In his second point of error, Raymond contends that the trial court erred in entering the decree of divorce because there is no evidence to support the decree. Clearly, the settlement agreement provides no evidence of the above-mentioned additional provisions of the decree. We also note that, contrary to the recitations in the decree of divorce, the parties never appeared before the trial judge at a hearing.2 The only evidence before the trial court was the settlement agreement. The record contains no evidence to support the court’s modification of the agreement. The judgment and decree are therefore not supported by the evidence. Point of error two is sustained.

In his fourth point of error, Raymond contends that the trial court erred in refusing to grant his motion for new trial. We sustain this point of error.

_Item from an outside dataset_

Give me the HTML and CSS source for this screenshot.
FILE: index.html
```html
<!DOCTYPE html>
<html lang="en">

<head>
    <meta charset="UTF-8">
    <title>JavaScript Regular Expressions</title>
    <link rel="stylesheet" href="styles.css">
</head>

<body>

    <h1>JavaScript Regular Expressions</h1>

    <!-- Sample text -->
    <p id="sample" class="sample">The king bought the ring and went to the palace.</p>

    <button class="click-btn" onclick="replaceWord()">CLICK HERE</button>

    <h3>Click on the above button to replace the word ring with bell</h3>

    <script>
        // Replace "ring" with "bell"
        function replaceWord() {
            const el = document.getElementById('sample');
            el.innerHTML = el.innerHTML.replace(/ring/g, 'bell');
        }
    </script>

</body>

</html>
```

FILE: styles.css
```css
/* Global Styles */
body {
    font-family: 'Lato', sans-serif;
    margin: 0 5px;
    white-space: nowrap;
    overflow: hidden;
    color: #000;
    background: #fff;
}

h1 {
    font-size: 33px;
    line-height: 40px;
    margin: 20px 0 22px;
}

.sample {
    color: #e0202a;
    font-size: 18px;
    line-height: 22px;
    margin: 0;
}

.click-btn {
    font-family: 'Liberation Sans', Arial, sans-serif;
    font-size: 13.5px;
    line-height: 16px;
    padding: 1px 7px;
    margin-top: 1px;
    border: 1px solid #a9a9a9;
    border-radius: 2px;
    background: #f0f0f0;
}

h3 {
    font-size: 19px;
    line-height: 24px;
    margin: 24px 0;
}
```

Inasmuch as one of the bases for a new trial was that “there are many provisions in the Decree of Divorce signed by the Court on November 27, 1991, contrary to or beyond the scope of, the agreement signed by the parties at the conclusion of the Mediation,” a new trial should have been granted.

The judgment of the trial court is reversed and the cause is remanded to that court for proceedings not inconsistent with this opinion.

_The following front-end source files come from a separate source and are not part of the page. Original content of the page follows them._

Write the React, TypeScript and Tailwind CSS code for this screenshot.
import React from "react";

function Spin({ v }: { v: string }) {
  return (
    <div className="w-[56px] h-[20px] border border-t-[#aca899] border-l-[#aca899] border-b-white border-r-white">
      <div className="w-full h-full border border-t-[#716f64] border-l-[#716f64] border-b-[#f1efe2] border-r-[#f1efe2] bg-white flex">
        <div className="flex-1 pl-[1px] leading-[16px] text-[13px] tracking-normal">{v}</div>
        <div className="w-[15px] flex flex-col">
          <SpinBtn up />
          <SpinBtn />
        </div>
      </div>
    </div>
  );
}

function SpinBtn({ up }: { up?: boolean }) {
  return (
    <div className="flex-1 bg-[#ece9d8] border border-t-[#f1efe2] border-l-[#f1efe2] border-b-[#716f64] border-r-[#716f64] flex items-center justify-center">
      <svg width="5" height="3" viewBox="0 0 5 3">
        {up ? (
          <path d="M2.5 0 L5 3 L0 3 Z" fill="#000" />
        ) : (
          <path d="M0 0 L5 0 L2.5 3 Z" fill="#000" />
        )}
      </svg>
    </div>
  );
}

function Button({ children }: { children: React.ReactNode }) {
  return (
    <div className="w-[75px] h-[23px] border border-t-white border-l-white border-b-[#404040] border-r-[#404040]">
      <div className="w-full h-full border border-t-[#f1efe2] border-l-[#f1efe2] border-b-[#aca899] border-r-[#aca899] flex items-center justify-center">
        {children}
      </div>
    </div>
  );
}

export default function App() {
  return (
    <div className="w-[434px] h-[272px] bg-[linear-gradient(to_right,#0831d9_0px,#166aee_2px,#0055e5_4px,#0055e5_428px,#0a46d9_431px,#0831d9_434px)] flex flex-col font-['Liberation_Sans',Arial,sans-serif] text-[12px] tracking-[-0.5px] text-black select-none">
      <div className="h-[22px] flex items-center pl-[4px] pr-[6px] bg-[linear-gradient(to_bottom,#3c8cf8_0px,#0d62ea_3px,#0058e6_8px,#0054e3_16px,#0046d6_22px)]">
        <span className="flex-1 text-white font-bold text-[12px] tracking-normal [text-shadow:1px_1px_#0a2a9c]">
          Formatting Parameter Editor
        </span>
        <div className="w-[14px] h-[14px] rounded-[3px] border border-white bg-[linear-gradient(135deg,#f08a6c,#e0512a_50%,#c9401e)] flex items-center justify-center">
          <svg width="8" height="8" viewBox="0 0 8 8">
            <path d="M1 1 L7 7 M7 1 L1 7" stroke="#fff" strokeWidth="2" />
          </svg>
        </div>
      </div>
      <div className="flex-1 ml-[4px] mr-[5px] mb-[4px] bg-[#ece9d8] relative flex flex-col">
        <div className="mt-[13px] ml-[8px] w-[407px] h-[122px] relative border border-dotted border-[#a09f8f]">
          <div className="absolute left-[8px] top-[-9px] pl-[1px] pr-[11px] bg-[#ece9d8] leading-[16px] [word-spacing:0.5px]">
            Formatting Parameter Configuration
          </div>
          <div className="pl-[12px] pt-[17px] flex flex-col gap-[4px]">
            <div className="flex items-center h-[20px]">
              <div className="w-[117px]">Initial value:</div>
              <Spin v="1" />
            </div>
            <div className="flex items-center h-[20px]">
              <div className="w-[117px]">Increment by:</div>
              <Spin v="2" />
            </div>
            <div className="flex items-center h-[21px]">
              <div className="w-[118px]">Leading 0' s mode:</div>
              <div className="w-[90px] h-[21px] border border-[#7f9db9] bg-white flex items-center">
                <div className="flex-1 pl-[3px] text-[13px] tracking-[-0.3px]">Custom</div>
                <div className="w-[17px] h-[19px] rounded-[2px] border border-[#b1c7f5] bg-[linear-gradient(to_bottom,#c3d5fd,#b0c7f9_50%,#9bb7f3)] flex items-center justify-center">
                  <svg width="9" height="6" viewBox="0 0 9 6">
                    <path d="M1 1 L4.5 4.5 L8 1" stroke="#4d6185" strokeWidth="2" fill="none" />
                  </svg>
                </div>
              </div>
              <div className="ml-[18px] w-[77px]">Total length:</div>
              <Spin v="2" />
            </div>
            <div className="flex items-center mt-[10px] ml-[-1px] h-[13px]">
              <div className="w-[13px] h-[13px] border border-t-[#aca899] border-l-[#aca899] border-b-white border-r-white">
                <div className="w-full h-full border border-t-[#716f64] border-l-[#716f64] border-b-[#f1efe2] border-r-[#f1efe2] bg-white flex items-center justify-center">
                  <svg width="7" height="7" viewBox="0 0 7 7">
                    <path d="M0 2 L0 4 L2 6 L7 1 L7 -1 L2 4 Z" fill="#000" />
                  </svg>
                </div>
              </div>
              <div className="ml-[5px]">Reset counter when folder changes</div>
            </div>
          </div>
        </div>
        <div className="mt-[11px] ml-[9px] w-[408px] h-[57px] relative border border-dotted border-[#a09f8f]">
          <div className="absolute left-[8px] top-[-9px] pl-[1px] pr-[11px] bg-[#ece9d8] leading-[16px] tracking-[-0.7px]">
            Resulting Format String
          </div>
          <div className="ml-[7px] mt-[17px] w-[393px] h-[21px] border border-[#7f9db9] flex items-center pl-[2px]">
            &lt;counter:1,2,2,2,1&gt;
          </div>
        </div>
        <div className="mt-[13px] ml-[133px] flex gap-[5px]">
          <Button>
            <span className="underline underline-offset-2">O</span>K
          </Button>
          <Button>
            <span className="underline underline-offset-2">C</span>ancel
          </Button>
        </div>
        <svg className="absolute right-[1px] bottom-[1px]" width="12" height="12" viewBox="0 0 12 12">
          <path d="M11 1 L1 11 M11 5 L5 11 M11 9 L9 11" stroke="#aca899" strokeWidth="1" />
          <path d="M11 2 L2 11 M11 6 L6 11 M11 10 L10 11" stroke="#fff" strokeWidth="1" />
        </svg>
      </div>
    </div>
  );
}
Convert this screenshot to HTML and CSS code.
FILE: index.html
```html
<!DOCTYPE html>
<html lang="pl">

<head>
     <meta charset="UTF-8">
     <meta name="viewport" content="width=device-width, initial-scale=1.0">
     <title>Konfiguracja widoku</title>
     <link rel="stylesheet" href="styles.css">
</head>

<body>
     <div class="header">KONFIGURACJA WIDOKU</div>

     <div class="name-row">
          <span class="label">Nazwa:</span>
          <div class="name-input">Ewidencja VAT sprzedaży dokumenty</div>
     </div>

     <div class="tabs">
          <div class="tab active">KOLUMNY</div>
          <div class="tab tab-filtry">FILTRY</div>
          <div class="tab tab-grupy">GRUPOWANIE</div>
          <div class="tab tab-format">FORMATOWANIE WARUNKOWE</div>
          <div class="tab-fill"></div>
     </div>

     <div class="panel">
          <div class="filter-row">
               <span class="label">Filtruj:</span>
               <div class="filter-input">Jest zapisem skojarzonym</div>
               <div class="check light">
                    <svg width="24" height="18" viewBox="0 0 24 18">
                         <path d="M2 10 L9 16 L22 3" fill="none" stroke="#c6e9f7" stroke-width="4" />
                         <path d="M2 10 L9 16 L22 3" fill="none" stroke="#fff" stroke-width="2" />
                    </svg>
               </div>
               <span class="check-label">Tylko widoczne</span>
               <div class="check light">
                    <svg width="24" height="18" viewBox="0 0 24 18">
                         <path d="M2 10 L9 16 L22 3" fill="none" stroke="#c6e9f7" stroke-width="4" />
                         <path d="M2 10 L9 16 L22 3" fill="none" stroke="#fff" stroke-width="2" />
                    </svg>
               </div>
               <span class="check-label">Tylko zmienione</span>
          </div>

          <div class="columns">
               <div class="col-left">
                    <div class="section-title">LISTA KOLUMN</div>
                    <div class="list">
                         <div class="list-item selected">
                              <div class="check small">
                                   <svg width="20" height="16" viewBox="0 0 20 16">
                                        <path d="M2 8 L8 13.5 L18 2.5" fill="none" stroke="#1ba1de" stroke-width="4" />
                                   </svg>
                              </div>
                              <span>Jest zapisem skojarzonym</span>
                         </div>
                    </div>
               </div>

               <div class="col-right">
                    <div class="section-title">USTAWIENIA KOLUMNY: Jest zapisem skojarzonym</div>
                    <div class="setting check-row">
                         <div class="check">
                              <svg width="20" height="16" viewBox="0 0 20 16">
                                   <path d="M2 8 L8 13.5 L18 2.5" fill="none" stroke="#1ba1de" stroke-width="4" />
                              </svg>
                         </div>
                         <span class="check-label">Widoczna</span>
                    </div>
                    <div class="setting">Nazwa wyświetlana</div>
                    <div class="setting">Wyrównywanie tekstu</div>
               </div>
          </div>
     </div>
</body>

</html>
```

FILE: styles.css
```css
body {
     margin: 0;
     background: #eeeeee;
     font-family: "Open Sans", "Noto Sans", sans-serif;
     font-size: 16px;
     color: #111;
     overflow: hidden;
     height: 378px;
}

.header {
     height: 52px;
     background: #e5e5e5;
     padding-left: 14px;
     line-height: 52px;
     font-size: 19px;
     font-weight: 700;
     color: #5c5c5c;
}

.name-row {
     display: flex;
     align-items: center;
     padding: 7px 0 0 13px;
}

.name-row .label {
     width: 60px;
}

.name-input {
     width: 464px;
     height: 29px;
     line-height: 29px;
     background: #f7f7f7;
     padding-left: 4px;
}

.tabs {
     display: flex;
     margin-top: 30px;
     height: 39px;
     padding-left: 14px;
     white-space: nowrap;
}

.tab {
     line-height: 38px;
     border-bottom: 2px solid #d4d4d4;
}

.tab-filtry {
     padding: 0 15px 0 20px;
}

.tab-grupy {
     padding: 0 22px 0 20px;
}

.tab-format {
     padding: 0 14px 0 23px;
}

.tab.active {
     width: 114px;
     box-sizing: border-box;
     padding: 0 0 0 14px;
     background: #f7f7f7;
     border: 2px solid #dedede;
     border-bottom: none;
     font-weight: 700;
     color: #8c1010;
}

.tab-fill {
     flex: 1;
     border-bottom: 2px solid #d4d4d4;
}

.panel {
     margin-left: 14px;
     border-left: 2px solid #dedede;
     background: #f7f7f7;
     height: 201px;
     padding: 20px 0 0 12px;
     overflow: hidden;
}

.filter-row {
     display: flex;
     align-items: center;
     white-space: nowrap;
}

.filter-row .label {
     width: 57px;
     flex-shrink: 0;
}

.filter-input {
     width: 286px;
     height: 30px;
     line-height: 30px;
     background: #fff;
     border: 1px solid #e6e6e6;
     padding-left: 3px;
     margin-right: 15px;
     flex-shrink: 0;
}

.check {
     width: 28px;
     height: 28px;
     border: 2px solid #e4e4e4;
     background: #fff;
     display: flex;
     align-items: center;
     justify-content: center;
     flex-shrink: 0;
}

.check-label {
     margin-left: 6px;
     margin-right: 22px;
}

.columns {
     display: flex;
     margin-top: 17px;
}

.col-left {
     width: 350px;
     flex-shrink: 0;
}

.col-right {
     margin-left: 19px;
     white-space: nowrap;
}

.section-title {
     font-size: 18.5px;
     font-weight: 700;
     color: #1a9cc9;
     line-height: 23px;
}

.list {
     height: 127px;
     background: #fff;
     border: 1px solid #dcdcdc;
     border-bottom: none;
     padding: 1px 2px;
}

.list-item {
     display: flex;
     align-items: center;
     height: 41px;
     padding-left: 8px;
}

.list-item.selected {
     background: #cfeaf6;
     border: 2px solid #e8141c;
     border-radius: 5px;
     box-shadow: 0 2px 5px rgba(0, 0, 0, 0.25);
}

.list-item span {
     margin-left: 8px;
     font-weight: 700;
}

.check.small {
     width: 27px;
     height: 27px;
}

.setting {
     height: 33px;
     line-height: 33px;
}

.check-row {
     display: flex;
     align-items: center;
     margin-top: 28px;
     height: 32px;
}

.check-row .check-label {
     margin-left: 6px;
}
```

. We are aware of the cases in which it has been held that a valid consent judgment cannot be rendered unless consent exists at the time the court undertakes to make the agreement the judgment of the court. Vineyard v. Wilson, 597 S.W.2d 21, 23 (Tex.Civ.App. — Dallas 1980, no writ); Bumaman v. Heaton, 150 Tex. 333, 338-39, 240 S.W.2d 288, 291 (1951). These cases are inapplicable to agreements reached pursuant to alternative dispute resolution procedures described in chapter 154 of the Texas Civil Practice and Remedies Code.

. We have no statement of facts from any such hearing and Raymond charges in his brief that no hearing was held. Nancy does not contend otherwise. Pursuant to Tex.R.App.P. 74(f), we accept as correct Raymond's charge that no hearing was held.